Saturday, August 3, 2013
Buying a boat, Selling a boat.......
This is a picture of my 4th sailboat. I have purchased each boat with dreams of sailing off for an extended time, possibly never coming back to reality.
My first boat was a storm-damaged boat with a 4 foot gash in the side, an old 25' Hunter. It was almost free, but there was a lot of work to get her ready for sailing. I didn't even try to work on the gash, I hired a fiberglass guy for that - he made it bulletproof at that spot. This was my boat to learn on and decide if I really wanted to go cruising. It didn't take much to convince me and I was trying to convince my partner we needed to take a few months and sail to the Keys to see how great it was. He told me it wasn't big enough to travel in.
OK, so I started looking at bigger boats. I had convinced him that we needed to sell everything and visit the Caribbean in our own boat. He went along with the plan, probably assuming I'd never get it all together. The next boat I found was a 35' Morgan, an oldie, but solid. It was in my price range and so I made a low offer and it was accepted.
In the meantime, I had sold the Hunter - on time payments. Great idea, I ended up repossessing it one cold winter evening - but that's another story. It wasn't easy to resell, this time for cash, I made pretty good money on that little boat.
So, after a couple years of getting the Morgan ready for cruising and having multiple garage sales to get rid of everything, I was ready to leave. I left my rental property in the hands of a supposedly good rental management company. We sailed down to the Keys and landed in Marathon after visiting the Dry Tortugas and Key West (of course). When I got my mail, I found that the management company was not doing what I needed, so we got jobs, I put the properties up for sale and we made more improvements to the boat.
Almost a year later, we crossed over to Bimini and moved down the islands to the Dominican Republic and beyond. By the time we got to Grenada, I had not seen a bigger boat that I liked, but I sure found one there. She was a CT47, cutter rigged and just beautiful. And I bought it. So,
now 2 boats - one has to go. It took me a few months to sell the Morgan and even though I loved my new boat, I'm glad I didn't see it leave the harbor, I felt very sad about selling her, after all we'd been through.

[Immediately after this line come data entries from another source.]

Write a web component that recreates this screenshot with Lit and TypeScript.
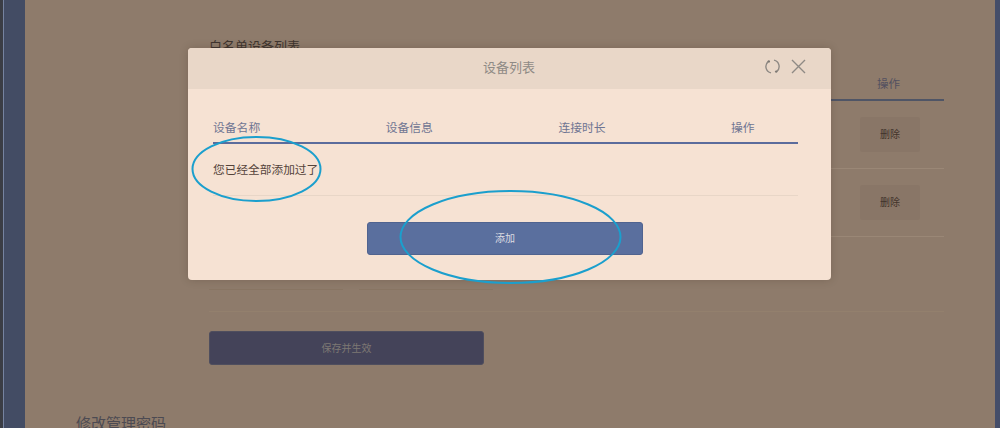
import { LitElement, html, css } from "lit";
import { customElement } from "lit/decorators.js";

@customElement("app-root")
export class AppRoot extends LitElement {
  static styles = css`
    :host {
      display: block;
      position: relative;
      width: 1000px;
      height: 428px;
      overflow: hidden;
      background: #8e7b6b;
      font-family: "Noto Sans CJK SC", "Noto Sans", sans-serif;
    }
    .page { display: flex; height: 428px; }
    .rail-left { width: 25px; flex: none; display: flex; }
    .rail-left i:nth-child(1) { width: 3px; background: #3b3d45; }
    .rail-left i:nth-child(2) { width: 1px; background: #7683a0; }
    .rail-left i:nth-child(3) { flex: 1; background: #434c64; }
    .rail-right { width: 5px; flex: none; background: #444d69; }
    .main { flex: 1; min-width: 0; padding: 38px 51px 0 184px; }
    .section-title { font-size: 13px; line-height: 16px; color: #3f352f; }
    .thead {
      display: flex; justify-content: flex-end;
      margin-top: 21px; height: 24px; border-bottom: 2px solid #4f5566;
      font-size: 11.5px; line-height: 17px; color: #535060;
    }
    .thead span { width: 67px; }
    .trow {
      display: flex; justify-content: flex-end; align-items: center;
      height: 67px; border-bottom: 1px solid #9a8776;
    }
    .del {
      width: 60px; height: 35px; margin-right: 24px; margin-top: -1px; box-sizing: border-box;
      display: flex; align-items: center; justify-content: center;
      background: #897667; border-radius: 2px;
      font-size: 10px; line-height: 14px; color: #41332b; padding-bottom: 1px;
    }
    .inputs { display: flex; gap: 16px; margin-top: 19px; padding-bottom: 21px; border-bottom: 1px solid #93806d; }
    .inputs i { width: 134px; height: 34px; box-sizing: border-box; border-bottom: 1px solid #887563; }
    .save {
      width: 275px; height: 34px; margin-top: 19px; box-sizing: border-box;
      display: flex; align-items: center; justify-content: center;
      background: #444359; border: 1px solid #4f4e5e; border-radius: 3px;
      font-size: 10px; color: #7d7873; padding-bottom: 2px;
    }
    .pw-title { margin: 48px 0 0 -133px; font-size: 15px; line-height: 20px; color: #4c4a52; white-space: nowrap; }

    .shadow, .modal {
      position: absolute; left: 188px; top: 48px; width: 643px; height: 232px; border-radius: 4px;
    }
    .shadow { box-shadow: 0 0 9px rgba(50, 35, 25, 0.22); }
    .modal {
      background: #f6e2d3; overflow: hidden;
      display: flex; flex-direction: column;
    }
    .m-head {
      height: 41px; flex: none; background: #e9d7c8;
      display: flex; align-items: center; justify-content: center; position: relative;
      font-size: 13px; color: #8f8a85; padding: 0 1px 4px 0; box-sizing: border-box;
    }
    .m-tools { position: absolute; left: 577px; top: 11px; display: flex; gap: 11px; }
    .m-tools svg { display: block; }
    .m-body { padding: 0 33px 0 25px; flex: 1; display: flex; flex-direction: column; }
    .m-thead {
      display: grid; grid-template-columns: repeat(4, 172.7px);
      margin-top: 30px; height: 25px; box-sizing: border-box;
      border-bottom: 2px solid #5b6c9c;
      font-size: 11.8px; line-height: 15px; color: #6f7592;
    }
    .m-empty {
      height: 52px; box-sizing: border-box; border-bottom: 1px solid #e8d6c7;
      display: flex; align-items: center;
      font-size: 11.7px; color: #54433a; padding-bottom: 2px;
    }
    .add {
      width: 276px; height: 33px; margin: 26px 0 0 154px; box-sizing: border-box;
      display: flex; align-items: center; justify-content: center;
      background: #5a6f9e; border: 1px solid #50638f; border-radius: 3px;
      font-size: 10px; color: #dcdce2; padding-bottom: 2px;
    }
    .marks { position: absolute; left: 0; top: 0; pointer-events: none; }
  `;

  render() {
    return html`
      <div class="page">
        <div class="rail-left"><i></i><i></i><i></i></div>
        <div class="main">
          <div class="section-title">白名单设备列表</div>
          <div class="thead"><span>操作</span></div>
          <div class="trow"><div class="del">删除</div></div>
          <div class="trow"><div class="del">删除</div></div>
          <div class="inputs"><i></i><i></i></div>
          <div class="save">保存并生效</div>
          <div class="pw-title">修改管理密码</div>
        </div>
        <div class="rail-right"></div>
      </div>

      <div class="shadow"></div>
      <div class="modal">
        <div class="m-head">
          设备列表
          <div class="m-tools">
            <svg width="15" height="15" viewBox="0 0 15 15" fill="none" stroke="#8f8a85" stroke-width="1.4">
              <path d="M9 1.1A6.5 6.5 0 0 1 11.8 12.4" />
              <path d="M6 13.9A6.5 6.5 0 0 1 3.2 2.6" />
              <circle cx="11.2" cy="12.6" r="1.2" fill="#7d7873" stroke="none" />
              <circle cx="3.8" cy="2.4" r="1.2" fill="#7d7873" stroke="none" />
            </svg>
            <svg width="15" height="15" viewBox="0 0 15 15" fill="none" stroke="#8f8a85" stroke-width="1.4">
              <path d="M1 1L14 14M14 1L1 14" />
            </svg>
          </div>
        </div>
        <div class="m-body">
          <div class="m-thead"><span>设备名称</span><span>设备信息</span><span>连接时长</span><span>操作</span></div>
          <div class="m-empty">您已经全部添加过了</div>
          <div class="add">添加</div>
        </div>
      </div>

      <svg class="marks" width="1000" height="428" fill="none" stroke="#1b9fcd" stroke-width="2">
        <ellipse cx="256.5" cy="169" rx="64" ry="32" />
        <ellipse cx="510.5" cy="237" rx="110" ry="46" />
      </svg>
    `;
  }
}
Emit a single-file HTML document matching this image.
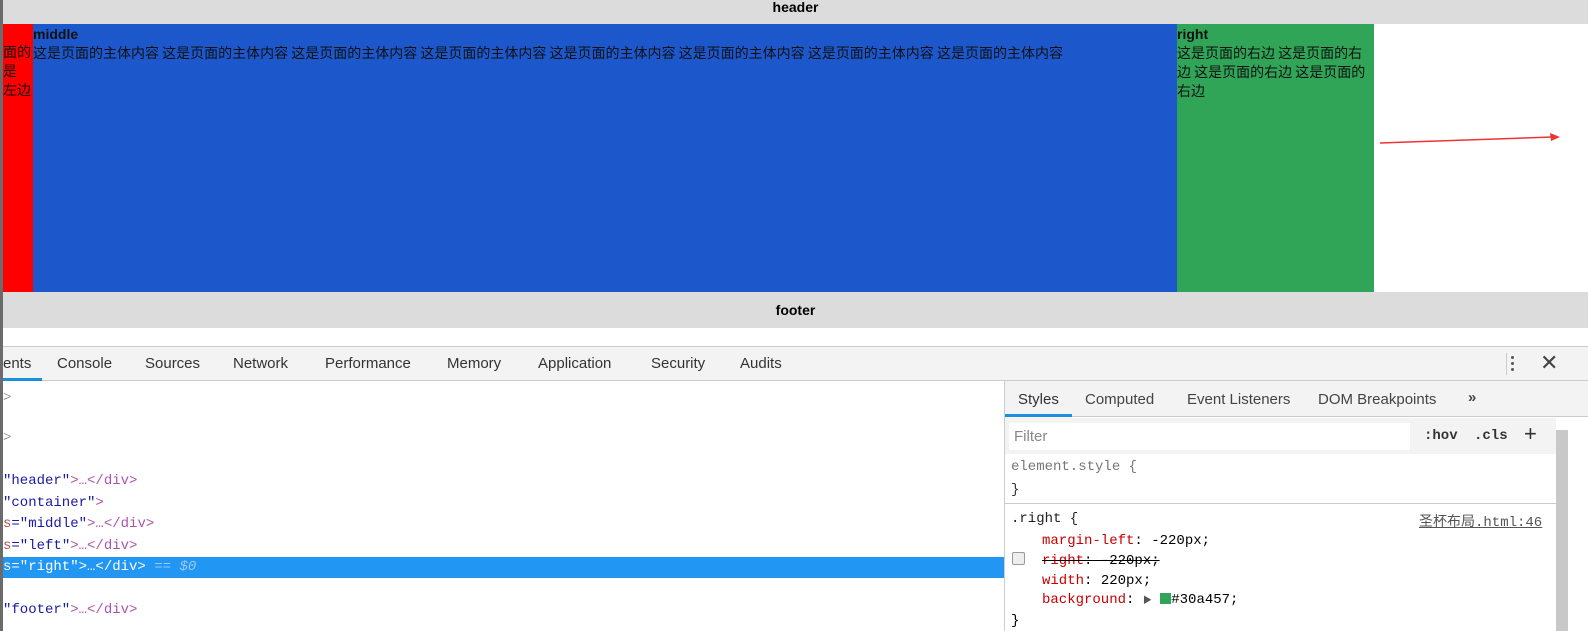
<!DOCTYPE html>
<html><head><meta charset="utf-8"><style>
*{margin:0;padding:0;box-sizing:border-box}
body{width:1588px;height:631px;overflow:hidden;background:#fff;font-family:"Liberation Sans","Noto Sans CJK SC",sans-serif;font-size:13px;position:relative}
.a{position:absolute}
.mono{font-family:"Liberation Mono","Noto Sans CJK SC",monospace;font-size:14px}
.cn{font-family:"Noto Sans CJK SC","WenQuanYi Zen Hei",sans-serif;font-size:14px;line-height:19px;color:#111}
.tab{position:absolute;top:355px;font-size:15px;color:#333}
.st{position:absolute;font-size:15px;color:#444}
.p{color:#c80000}
</style></head><body>
<div class="a" style="left:0;top:0;width:3px;height:631px;background:#6b6b6b"></div>
<div class="a" style="left:3px;top:0;right:0;height:24px;background:#dcdcdc;text-align:center;font-weight:bold;font-size:14px;line-height:14px;padding-top:0">header</div>
<div class="a" style="left:3px;top:24px;width:30px;height:268px;background:#ff0000;overflow:hidden"><div class="cn" style="position:absolute;left:-14px;top:19px;width:45px">页面的<br>这是<br>的左边</div></div>
<div class="a" style="left:33px;top:24px;width:1144px;height:268px;background:#1c58cc"><div style="font-weight:bold;font-size:14px;line-height:19px;color:#111;margin-top:1px">middle</div><div class="cn">这是页面的主体内容 这是页面的主体内容 这是页面的主体内容 这是页面的主体内容 这是页面的主体内容 这是页面的主体内容 这是页面的主体内容 这是页面的主体内容</div></div>
<div class="a" style="left:1177px;top:24px;width:197px;height:268px;background:#30a457"><div style="font-weight:bold;font-size:14px;line-height:19px;color:#111;margin-top:1px">right</div><div class="cn" style="word-break:break-all">这是页面的右边 这是页面的右边 这是页面的右边 这是页面的右边</div></div>
<svg class="a" style="left:1370px;top:125px" width="200" height="30"><line x1="10" y1="18" x2="182" y2="12" stroke="#e33" stroke-width="1.5"/><polygon points="190,12 180,8 181,16" fill="#e33"/></svg>
<div class="a" style="left:3px;top:292px;right:0;height:36px;background:#dcdcdc;text-align:center;font-weight:bold;font-size:14px;line-height:36px">footer</div>
<div class="a" style="left:3px;top:346px;right:0;height:35px;background:#f3f3f3;border-top:1px solid #ccc;border-bottom:1px solid #ccc"></div>
<div class="a" style="left:3px;top:378px;width:39px;height:3px;background:#1a8fe0"></div>
<div class="tab" style="left:3px">ents</div>
<div class="tab" style="left:57px">Console</div>
<div class="tab" style="left:145px">Sources</div>
<div class="tab" style="left:233px">Network</div>
<div class="tab" style="left:325px">Performance</div>
<div class="tab" style="left:447px">Memory</div>
<div class="tab" style="left:538px">Application</div>
<div class="tab" style="left:651px">Security</div>
<div class="tab" style="left:740px">Audits</div>
<div class="a" style="left:1506px;top:353px;width:1px;height:22px;background:#ccc"></div>
<div class="a" style="left:1511px;top:356px;width:3px;height:3px;border-radius:2px;background:#555;box-shadow:0 6px 0 #555,0 12px 0 #555"></div>
<div class="a" style="left:1540px;top:350px;font-size:22px;color:#444">✕</div>
<div class="a mono" style="left:3px;top:390px;color:#999">&gt;</div>
<div class="a mono" style="left:3px;top:430px;color:#999">&gt;</div>
<div class="a mono" style="left:3px;top:473px;color:#1a1aa6"><span>"header"</span><span style="color:#a5a">&gt;…&lt;/div&gt;</span></div>
<div class="a mono" style="left:3px;top:495px;color:#1a1aa6">"container"<span style="color:#a5a">&gt;</span></div>
<div class="a mono" style="left:3px;top:516px;color:#1a1aa6"><span style="color:#a55">s</span>="middle"<span style="color:#a5a">&gt;…&lt;/div&gt;</span></div>
<div class="a mono" style="left:3px;top:538px;color:#1a1aa6"><span style="color:#a55">s</span>="left"<span style="color:#a5a">&gt;…&lt;/div&gt;</span></div>
<div class="a" style="left:3px;top:557px;width:1001px;height:21px;background:#2196f3"></div>
<div class="a mono" style="left:3px;top:559px;color:#fff">s="right"&gt;…&lt;/div&gt; <i style="color:#9cc9f5">== $0</i></div>
<div class="a mono" style="left:3px;top:602px;color:#1a1aa6">"footer"<span style="color:#a5a">&gt;…&lt;/div&gt;</span></div>
<div class="a" style="left:1004px;top:381px;width:1px;height:250px;background:#ccc"></div>
<div class="a" style="left:1005px;top:381px;right:0;height:36px;background:#f3f3f3;border-bottom:1px solid #ccc"></div>
<div class="a" style="left:1005px;top:414px;width:67px;height:3px;background:#1a8fe0"></div>
<div class="st" style="left:1018px;top:391px;color:#333">Styles</div>
<div class="st" style="left:1085px;top:391px">Computed</div>
<div class="st" style="left:1187px;top:391px">Event Listeners</div>
<div class="st" style="left:1318px;top:391px">DOM Breakpoints</div>
<div class="st" style="left:1468px;top:389px;font-weight:bold">»</div>
<div class="a" style="left:1005px;top:418px;width:551px;height:36px;background:#f3f3f3"></div>
<div class="a" style="left:1009px;top:423px;width:401px;height:27px;background:#fff"></div>
<div class="st" style="left:1014px;top:428px;color:#888">Filter</div>
<div class="a mono" style="left:1424px;top:428px;font-weight:bold;color:#333">:hov</div>
<div class="a mono" style="left:1474px;top:428px;font-weight:bold;color:#333">.cls</div>
<div class="a" style="left:1524px;top:421px;font-size:22px;color:#333">+</div>
<div class="a" style="left:1556px;top:430px;width:12px;height:201px;background:#c8c8c8"></div>
<div class="a mono" style="left:1011px;top:459px;color:#777">element.style {</div>
<div class="a mono" style="left:1011px;top:482px;color:#333">}</div>
<div class="a" style="left:1005px;top:503px;width:551px;height:1px;background:#ccc"></div>
<div class="a mono" style="left:1011px;top:511px;color:#222">.right {</div>
<div class="a mono" style="left:1419px;top:511px;color:#555;text-decoration:underline">圣杯布局.html:46</div>
<div class="a mono" style="left:1042px;top:533px"><span class="p">margin-left</span>: -220px;</div>
<div class="a" style="left:1012px;top:552px;width:13px;height:13px;border:1px solid #999;border-radius:2px;background:#eee"></div>
<div class="a mono" style="left:1042px;top:553px;text-decoration:line-through"><span class="p">right</span>: -220px;</div>
<div class="a mono" style="left:1042px;top:573px"><span class="p">width</span>: 220px;</div>
<div class="a mono" style="left:1042px;top:592px"><span class="p">background</span>: <span style="font-size:9px;color:#555">▶</span> <span style="display:inline-block;width:11px;height:11px;background:#30a457;vertical-align:-1px"></span>#30a457;</div>
<div class="a mono" style="left:1011px;top:613px">}</div>
</body></html>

About 7 years later, 3 years after my partner abandoned ship, I felt I needed to sell my CT47. It was way to big for singlehanding, all the repairs and maintenance cost a fortune. It was a tough decision and the day after the sale, I was at the airport walking out to the plane and trying very hard not to cry about leaving my boat and leaving the life I loved.
I landed in Daytona Beach, unfortunately an area populated by NASCAR and Harley fans and not sailboats and sailing people. Sure, there were a few, but certainly not like I was used to. After a couple years, I found myself looking at ads for sailboats - and bought a really sweet little 32' Morgan. And I know when I sell her, I will again try not to cry at the closing.
I know it's not just the sale of a boat, but the realization of the end of the dreams I had when I purchased each boat.